Il fatturato che finisce nelle tasche dei clan mafiosi da investimenti nelle opere pubbliche si aggira intorno agli 11 miliardi. L'abusivismo edilizio è a quota 1,8 miliardi. Un dato che rispecchia la stabilità del fenomeno dell'edilizia fuorilegge: 26.500 unità abitative abusive nel 2010 (27mila nel 2009). «Il risultato, se letto alla luce della congiuntura economica che colpisce anche il settore delle costruzioni - sottolinea il Rapporto -, acquista un valore oltre modo preoccupante». Il cemento selvaggio non accusa il contraccolpo della crisi.

Non accenna ad arrestarsi l'escalation dei reati penali in campo ambientale, che nel 2010 sono stati 30.824, con un incremento del 7,8% rispetto all'anno precedente. Diminuiscono invece le persone denunciate, 25.934 (l'anno prima erano 28.472), gli arresti, che si fermano a quota 205 (316 nel 2009) e i sequestri 8.771 (nel 2009 erano 10.737).

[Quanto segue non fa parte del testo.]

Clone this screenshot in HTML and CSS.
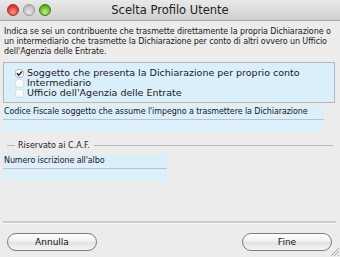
FILE: index.html
```html
<!DOCTYPE html>
<html>
<head>
<meta charset="utf-8">
<link rel="stylesheet" href="styles.css">
</head>
<body>
<div class="window">
  <div class="titlebar">
    <div class="lights">
      <span class="light red"></span>
      <span class="light gray"></span>
      <span class="light green"></span>
    </div>
    <div class="title">Scelta Profilo Utente</div>
  </div>
  <div class="content">
    <p class="intro">Indica se sei un contribuente che trasmette direttamente la propria Dichiarazione o un intermediario che trasmette la Dichiarazione per conto di altri ovvero un Ufficio dell'Agenzia delle Entrate.</p>
    <div class="radio-box">
      <div class="radio-row"><span class="radio checked"><svg viewBox="0 0 10 10" width="9" height="9"><path d="M2.2 4.8 L4.2 7 L7.8 2.6" fill="none" stroke="#222" stroke-width="1.5"/></svg></span>Soggetto che presenta la Dichiarazione per proprio conto</div>
      <div class="radio-row"><span class="radio"></span>Intermediario</div>
      <div class="radio-row"><span class="radio"></span>Ufficio dell'Agenzia delle Entrate</div>
    </div>
    <div class="field wide">
      <div class="label">Codice Fiscale soggetto che assume l'impegno a trasmettere la Dichiarazione</div>
      <div class="input"></div>
    </div>
    <div class="group-title"><span class="dash"></span><span class="gt-text">Riservato ai C.A.F.</span><span class="rule"></span></div>
    <div class="field narrow">
      <div class="label">Numero iscrizione all'albo</div>
      <div class="input"></div>
    </div>
  </div>
  <div class="footer">
    <div class="footer-line"></div>
    <div class="buttons">
      <button class="btn">Annulla</button>
      <button class="btn">Fine</button>
    </div>
    <div class="grip"></div>
  </div>
</div>
</body>
</html>
```
FILE: styles.css
```css
html, body {
  margin: 0;
  padding: 0;
}
body {
  width: 340px;
  height: 257px;
  overflow: hidden;
  font-family: "DejaVu Sans", "Liberation Sans", sans-serif;
  color: #1a1a1a;
}
.window {
  width: 340px;
  height: 257px;
  background: #ececec;
  display: flex;
  flex-direction: column;
  position: relative;
}
.titlebar {
  height: 21px;
  flex: none;
  background: linear-gradient(#e9e9e9, #cfcfcf);
  border-bottom: 1px solid #a8a8a8;
  display: flex;
  align-items: center;
  position: relative;
  box-sizing: border-box;
}
.lights {
  display: flex;
  gap: 4px;
  padding-left: 7px;
  position: absolute;
  left: 0;
  top: 4px;
}
.light {
  width: 12px;
  height: 12px;
  border-radius: 50%;
  box-sizing: border-box;
}
.red {
  background: radial-gradient(circle at 50% 70%, #f79a8f 0%, #e0453a 55%, #b42a22 100%);
  border: 1px solid #9e2f29;
}
.gray {
  background: radial-gradient(circle at 50% 70%, #e8e8e8 0%, #c4c4c4 60%, #a6a6a6 100%);
  border: 1px solid #999;
}
.green {
  background: radial-gradient(circle at 50% 70%, #c6f08f 0%, #6fbe2f 55%, #3f8d1a 100%);
  border: 1px solid #3b7d1f;
}
.title {
  flex: 1;
  text-align: center;
  font-size: 11.5px;
  color: #222;
  font-family: "DejaVu Sans", sans-serif;
}
.content {
  padding: 6px 4px 0 4px;
  display: flex;
  flex-direction: column;
}
.intro {
  margin: 0;
  font-size: 8px;
  line-height: 10px;
  letter-spacing: -0.1px;
}
.radio-box {
  margin-top: 5px;
  margin-right: 1px;
  margin-left: -1px;
  background: #dbeffb;
  border: 1px solid #aeb8c0;
  padding: 5px 0 4px 11px;
  font-size: 9.5px;
}
.radio-row {
  display: flex;
  align-items: center;
  height: 10px;
  line-height: 10px;
}
.radio {
  width: 9px;
  height: 9px;
  border-radius: 50%;
  background: radial-gradient(circle at 50% 35%, #ffffff 0%, #f2f4f6 60%, #d5dadf 100%);
  box-shadow: inset 0 0 0 0.5px #c7ced4;
  margin-right: 3px;
  display: flex;
  align-items: center;
  justify-content: center;
}
.radio.checked {
  background: radial-gradient(circle at 50% 35%, #ffffff 0%, #e4e8ea 70%, #b9c0c6 100%);
  box-shadow: inset 0 0 0 0.5px #8e969c;
}
.field {
  display: flex;
  flex-direction: column;
  margin-left: -1px;
}
.field.wide {
  margin-top: 3px;
  width: 321px;
}
.field.narrow {
  width: 164px;
  margin-top: 5px;
}
.label {
  background: #dbeffb;
  font-size: 8px;
  line-height: 12px;
  padding-left: 1px;
  white-space: nowrap;
  letter-spacing: -0.1px;
}
.input {
  height: 12px;
  margin-top: 1px;
  background: #dcf0fc;
  border-top: 1px solid #b6c3cc;
}
.group-title {
  display: flex;
  align-items: center;
  margin-top: 8px;
  height: 10px;
  font-size: 8px;
}
.dash {
  width: 8px;
  height: 1px;
  background: #b9b9b9;
  margin-left: 3px;
  margin-right: 3px;
}
.rule {
  flex: 1;
  height: 1px;
  background: #b9b9b9;
  margin-left: 4px;
  margin-right: 3px;
}
.footer {
  margin-top: auto;
  position: relative;
  padding-bottom: 6px;
}
.footer-line {
  height: 2px;
  margin: 0 4px 0 3px;
  background: #cdcdcd;
  border-bottom: 1px solid #f7f7f7;
}
.buttons {
  display: flex;
  justify-content: space-between;
  padding: 9px 8px 0 7px;
}
.btn {
  width: 90px;
  height: 18px;
  border-radius: 9px;
  border: 1px solid #7c7c7c;
  background: linear-gradient(#ffffff 0%, #f1f1f1 45%, #e2e2e2 55%, #f6f6f6 100%);
  font-family: "DejaVu Sans", sans-serif;
  font-size: 9px;
  color: #111;
  padding: 0;
  line-height: 16px;
}
.grip {
  position: absolute;
  right: 1px;
  bottom: 1px;
  width: 8px;
  height: 8px;
  background: linear-gradient(135deg, transparent 0 45%, #aaa 45% 52%, transparent 52% 68%, #aaa 68% 75%, transparent 75% 88%, #aaa 88% 95%, transparent 95%);
}
```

L'analisi di Legambiente approfondisce anche l'aggressività delle cosiddette archeomafie, riuscendo per la prima volta, grazie soprattutto alle stime del Comando dei Carabinieri a tutela del patrimonio culturale, a quantificare il business in poco più di 216 milioni.
I furti dei tesori sono stati – come scrivono i ricercatori – uno stillicidio continuo. Lo scorso anno sono stati 983 i furti d'opere d'arte (l'anno prima erano stati 1.093), quasi 3 al giorno. È cresciuto anche il numero di oggetti di valore trafugati: 20.320 (erano 13.219 nel 2009). In totale 1.237 persone indagate e 52 arresti.

Per quanto riguarda la classifica nazionale, le regioni più colpite si confermano Lazio, Lombardia, Campania e Toscana. Sono sempre le chiese e gli istituti religiosi i luoghi preferiti dai ladri, quasi sempre su commissione: 403 furti accertati, il 49,3% del totale.
Le archeomafie e i loro clienti non conoscono barriere che riescano a ostacolarli. Anzi. È il web il più grande e frequentato mercato illegale per i beni culturali. Nel biennio 2009-2010, durante operazioni avviate dopo il monitoraggio dei siti online, i Carabinieri hanno individuato e sequestrato 81.419 reperti di vario tipo.
La maggioranza dei sequestri riguarda beni di carattere numismatico (40.644), reperti archeologici (13.032), libri e documenti d'archivio (8.741). In realtà, le categorie "merceologiche" trattate sono molto più numerose (comprese opere d'arte false: 8.184), tali da ricomprendere sostanzialmente tutte le tipologie di beni culturali. Le persone coinvolte sono liberi professionisti nel 77% dei casi e impiegati nel 10 per cento. Spesso gli acquisti e le vendite "disinvolte" online non coinvolgono criminali, ma collezionisti incuranti, se non proprio ignari, delle conseguenze penali.